Effect of V5+ substitution on the sintering behavior, phases assemblage, Raman characteristics, and microwave dielectric properties in BaZnP2O7 ceramics

This study addresses the challenge posed by the high sintering temperature (>850 °C) required for current high-performance BaZnP 2 O 7 -based ceramics by investigating the substitution of V 5+ at the P-site in BaZnP 2 O 7 ceramic. The objective was to lower the sintering temperature to below 850 °C while preserving the high-quality characteristics of the ceramics. Results reveal that the solubility of V 5+ in BaZnP 2 O 7 ceramics is limited, and secondary phases such as BaZn 2 (PO 4 ) 2 and Ba 3 V 2 O 3 (PO 4 ) 3 were formed when the concentration of V 5+ exceeds 0.005. The substitution of V 5+ for P 5+ effectively reduces the sintering temperature of BaZnP 2 O 7 ceramics from 840 (at x  = 0) to 680 °C (at x  = 0.10).
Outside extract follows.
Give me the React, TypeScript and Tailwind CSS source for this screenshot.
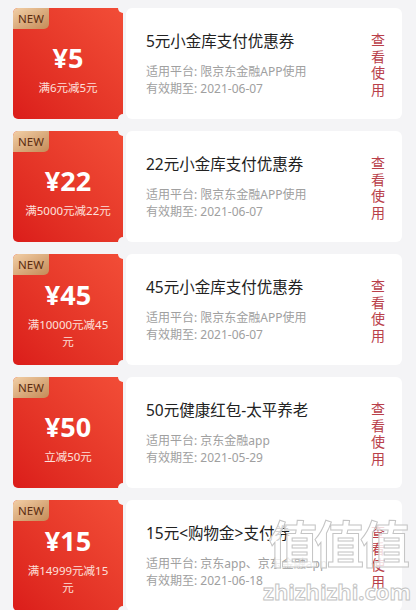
type Coupon = {
  amount: string;
  rule: string;
  title: string;
  platform: string;
  expire: string;
};

const coupons: Coupon[] = [
  { amount: '5', rule: '满6元减5元', title: '5元小金库支付优惠券', platform: '限京东金融APP使用', expire: '2021-06-07' },
  { amount: '22', rule: '满5000元减22元', title: '22元小金库支付优惠券', platform: '限京东金融APP使用', expire: '2021-06-07' },
  { amount: '45', rule: '满10000元减45元', title: '45元小金库支付优惠券', platform: '限京东金融APP使用', expire: '2021-06-07' },
  { amount: '50', rule: '立减50元', title: '50元健康红包-太平养老', platform: '京东金融app', expire: '2021-05-29' },
  { amount: '15', rule: '满14999元减15元', title: '15元<购物金>支付券', platform: '京东app、京东金融app', expire: '2021-06-18' },
];

function CouponCard({ coupon }: { coupon: Coupon }) {
  return (
    <div className="relative flex h-[110.5px] gap-[3px]">
      {/* 红色面额区 */}
      <div className="relative flex w-[110px] shrink-0 flex-col items-center justify-center rounded-[5px] bg-linear-to-bl from-[#f24d37] to-[#db1c1a] px-[12px] pt-[10px] text-center text-white">
        <div className="absolute left-0 top-0 flex h-[21px] w-[36px] items-center justify-center rounded-tl-[5px] rounded-br-[5px] bg-linear-to-br from-[#f2cfa6] to-[#c48b57] text-[11.5px] leading-none text-[#5b2c10]">
          NEW
        </div>
        <div className="text-[27px] font-bold leading-[34px]">¥{coupon.amount}</div>
        <div className="mt-1 text-[11.5px] leading-[17px] text-[#fde0dc]">{coupon.rule}</div>
        <span className="absolute -right-[5px] -top-[5px] h-[10px] w-[10px] rounded-full bg-[#f4f4f6]" />
        <span className="absolute -bottom-[5px] -right-[5px] h-[10px] w-[10px] rounded-full bg-[#f4f4f6]" />
      </div>

      {/* 白色说明区 */}
      <div className="flex flex-1 rounded-[6px] bg-white pl-[20px] pr-[17px] pt-[22px]">
        <div className="flex-1">
          <div className="text-[15.5px] leading-[22px] text-[#222]">{coupon.title}</div>
          <div className="mt-[11px] text-[12px] leading-[17px] text-[#a0a0a0]">
            <div>适用平台: {coupon.platform}</div>
            <div>有效期至: {coupon.expire}</div>
          </div>
        </div>
        <div className="flex w-[14px] flex-col pt-[2px] text-[14px] leading-[16.5px] text-[#b9404a]">
          <span>查</span>
          <span>看</span>
          <span>使</span>
          <span>用</span>
        </div>
      </div>
    </div>
  );
}

export default function App() {
  return (
    <div className="relative h-[610px] w-[416px] overflow-hidden bg-[#f4f4f6] font-['Noto_Sans','Noto_Sans_CJK_SC',sans-serif]">
      <div className="flex flex-col gap-[12.5px] pl-[13px] pr-[14px] pt-[8px]">
        {coupons.map((c) => (
          <CouponCard key={c.amount} coupon={c} />
        ))}
      </div>

      {/* 水印 */}
      <div className="pointer-events-none absolute left-[262px] top-[508px] flex w-[150px] flex-col items-center text-white/80 [-webkit-text-stroke:1px_#c4c4c4]">
        <div className="text-[50px] font-bold leading-[72px] tracking-[-4px]">值值值</div>
        <div className="-mt-[1px] text-[22px] font-bold leading-[24px]">zhizhizhi.com</div>
      </div>
    </div>
  );
}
The dielectric constant ( ε r ) of BaZn(P 1- x V x ) 2 O 7 ceramics is primarily influenced by porosity and the presence of secondary phases. The losses due to anharmonic vibrations in BaZn(P 1- x V x ) 2 O 7 ceramics were effectively reduced, leading to an increase in Q  ×  f to ∼70,000 GHz at x  = 0.005. The temperature coefficient of resonant frequency ( τ f ) is mainly affected by bond energy ( E ) and the content of the Ba 3 V 2 O 3 (PO 4 ) 3 phase. Ultimately, the BaZn(P 0.995 V 0.005 ) 2 O 7 ceramic sintered at 820 °C for 4 h exhibited the optimal microwave dielectric properties: ε r  = 8.24, Q  ×  f  = 75,419 GHz, and τ f  = −34.76 ppm/°C.